History now shows us that it would have taken Schwarzenegger a few more years to come to terms with his own obsolescence as an action hero as he followed up End of Days with The 6th Day, Collateral Damage and Terminator 3: Rise of the Machines before finally announcing to the world he was going to run for high office. It nonetheless stands that one of his latter movies does serve as a farewell note of sorts that Peter Hyams may have written for him. It is in this movie—not the one where he’s a fireman fighting terrorists or the one where he makes another comeback as the iconic T-800—that we see Schwarzenegger’s character in conversation with the culture about the mortality of the action hero and the fact that the services of an indestructible muscle man were no longer required.  

Instead of a tireless trooper who ushers his charge to the choppa so that he would be free to face off against an enemy whose powers he wasn’t fully aware of, Schwarzenegger in End of Days was an ageing muscle man troubled by his own personal demons and who was deathly afraid of the kind of evil he was about to face. And this time, the filmmakers did not give him an opportunity to escape his fate. He wasn’t a match for Byrne’s Satan, especially having witnessed his full form in all its late 90s CGI glory. He couldn’t outflank or outmaneuver him. Satan was impervious to bullets. He didn’t bleed. And as we all know, if it bleeds, we can kill it; so if it doesn’t bleed, we probably can’t do jack.  

This is where End of Days becomes a symbol in its own right because Schwarzenegger’s Jericho takes the demon into his own heart—in a genre bastardization of how Father Karras defeated Pazuzu in William Friedkin’s The Exorcist—and impales himself on a massive sword in an ultimate act of sacrifice. Look, this should have been a much bigger deal than it was and perhaps the reason why nobody picked up on the symbolic importance of this scene had to do with the fact the movie was much more fun to poke fun at and take apart than it was to take at face value. For Schwarzenegger to agree to have his character perish at the end of the film was just unheard of and the only time it happened was in 1991 when his T-800 lowered himself into that vat of molten steel.  

Perhaps already at that time, when James Cameron’s sequel to The Terminator briefly became one of the biggest movies ever, the concept of the action hero had a much greater opportunity to go out on a high with that thumbs up gesture and the requisite earnest emotional treatment courtesy of Cameron’s own writing. However, opportunities like this are rarely noticed at the time when they are best acted on, specifically because nobody looks at a massively successful blockbuster and decides it’s a good time to stop, just as it is not customary to sue for peace when your army is steamrolling the enemy’s defences. It took eight years for the true last action hero to embrace his mortality and for one of his movies to become his de facto funeral.  

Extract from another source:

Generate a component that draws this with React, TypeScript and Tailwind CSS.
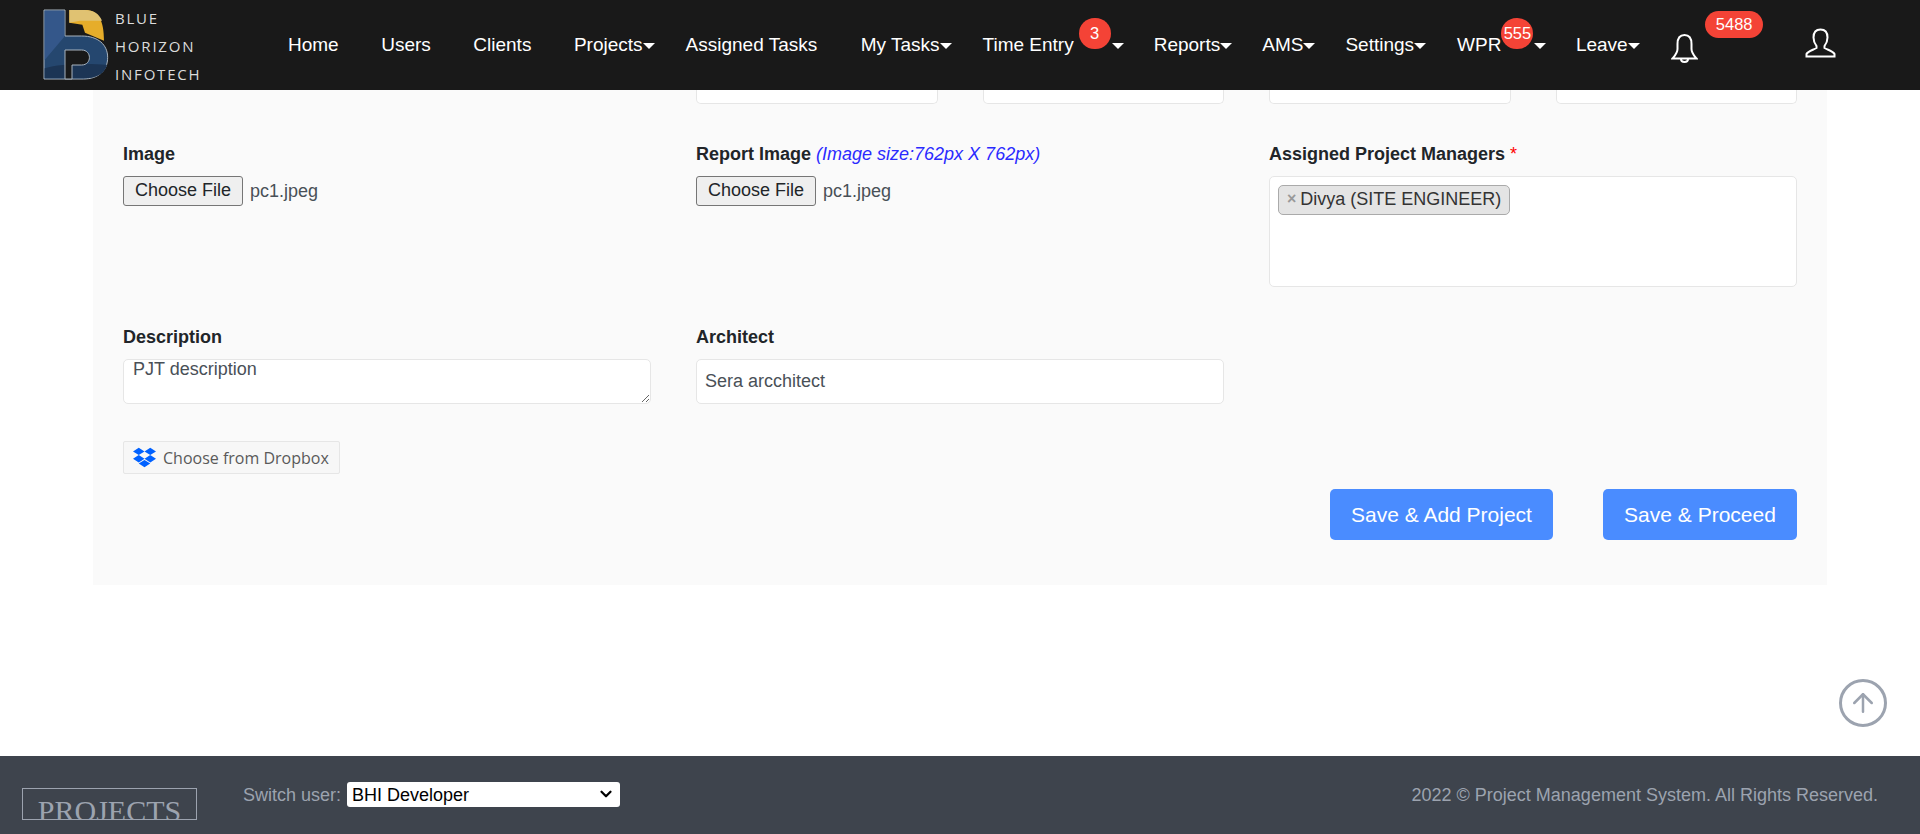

I think—and I might be wrong, I’ll give you that much—that Peter Hyams who’s often seen as a lesser James Cameron saw End of Days as an opportunity to give Schwarzenegger a send-off and let the world embrace the twenty-first century free of its muscle man baggage. It almost worked. Schwarzenegger needed some more time. And judging by how forgotten End of Days is, the world might require a bit of a push to see things the way I do. So maybe this is going to be my own cross to bear because if I have to become a champion of this movie’s legacy, so be it. End of Days is far from perfect and it’s so damn easy to treat like a pile of 90s trash. But it also happens to be a requiem for the action man and I’m here to defend its honour.